### THE TASK
Omit all pictures, then retype the data exactly as given.

• • • • • • •

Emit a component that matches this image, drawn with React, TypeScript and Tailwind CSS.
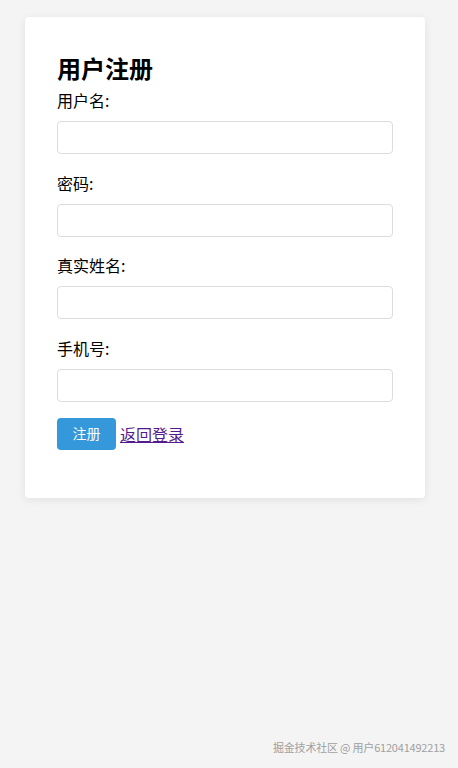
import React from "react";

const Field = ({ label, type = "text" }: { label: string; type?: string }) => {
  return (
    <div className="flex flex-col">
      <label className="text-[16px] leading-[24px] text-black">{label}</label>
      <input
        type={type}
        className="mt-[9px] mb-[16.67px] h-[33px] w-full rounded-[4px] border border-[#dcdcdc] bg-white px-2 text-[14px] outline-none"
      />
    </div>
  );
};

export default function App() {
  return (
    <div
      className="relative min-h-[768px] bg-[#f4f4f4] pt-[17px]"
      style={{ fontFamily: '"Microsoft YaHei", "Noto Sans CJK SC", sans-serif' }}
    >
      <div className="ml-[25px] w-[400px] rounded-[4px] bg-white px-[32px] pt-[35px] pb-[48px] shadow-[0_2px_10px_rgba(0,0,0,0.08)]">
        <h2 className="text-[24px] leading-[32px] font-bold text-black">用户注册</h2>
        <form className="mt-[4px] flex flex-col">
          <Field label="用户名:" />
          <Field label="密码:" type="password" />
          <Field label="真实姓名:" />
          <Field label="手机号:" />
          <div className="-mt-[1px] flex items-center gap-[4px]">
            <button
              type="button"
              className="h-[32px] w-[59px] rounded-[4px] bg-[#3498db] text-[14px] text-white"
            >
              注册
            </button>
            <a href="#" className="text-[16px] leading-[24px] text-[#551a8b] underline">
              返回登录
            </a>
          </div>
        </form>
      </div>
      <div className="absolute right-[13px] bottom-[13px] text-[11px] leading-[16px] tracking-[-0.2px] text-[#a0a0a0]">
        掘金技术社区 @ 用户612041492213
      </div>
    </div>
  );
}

• • • • • • •

### RESULT
Emit a component that matches this image, drawn with React, TypeScript and Tailwind CSS.
import React from "react";

const Field = ({ label, type = "text" }: { label: string; type?: string }) => {
  return (
    <div className="flex flex-col">
      <label className="text-[16px] leading-[24px] text-black">{label}</label>
      <input
        type={type}
        className="mt-[9px] mb-[16.67px] h-[33px] w-full rounded-[4px] border border-[#dcdcdc] bg-white px-2 text-[14px] outline-none"
      />
    </div>
  );
};

export default function App() {
  return (
    <div
      className="relative min-h-[768px] bg-[#f4f4f4] pt-[17px]"
      style={{ fontFamily: '"Microsoft YaHei", "Noto Sans CJK SC", sans-serif' }}
    >
      <div className="ml-[25px] w-[400px] rounded-[4px] bg-white px-[32px] pt-[35px] pb-[48px] shadow-[0_2px_10px_rgba(0,0,0,0.08)]">
        <h2 className="text-[24px] leading-[32px] font-bold text-black">用户注册</h2>
        <form className="mt-[4px] flex flex-col">
          <Field label="用户名:" />
          <Field label="密码:" type="password" />
          <Field label="真实姓名:" />
          <Field label="手机号:" />
          <div className="-mt-[1px] flex items-center gap-[4px]">
            <button
              type="button"
              className="h-[32px] w-[59px] rounded-[4px] bg-[#3498db] text-[14px] text-white"
            >
              注册
            </button>
            <a href="#" className="text-[16px] leading-[24px] text-[#551a8b] underline">
              返回登录
            </a>
          </div>
        </form>
      </div>
      <div className="absolute right-[13px] bottom-[13px] text-[11px] leading-[16px] tracking-[-0.2px] text-[#a0a0a0]">
        掘金技术社区 @ 用户612041492213
      </div>
    </div>
  );
}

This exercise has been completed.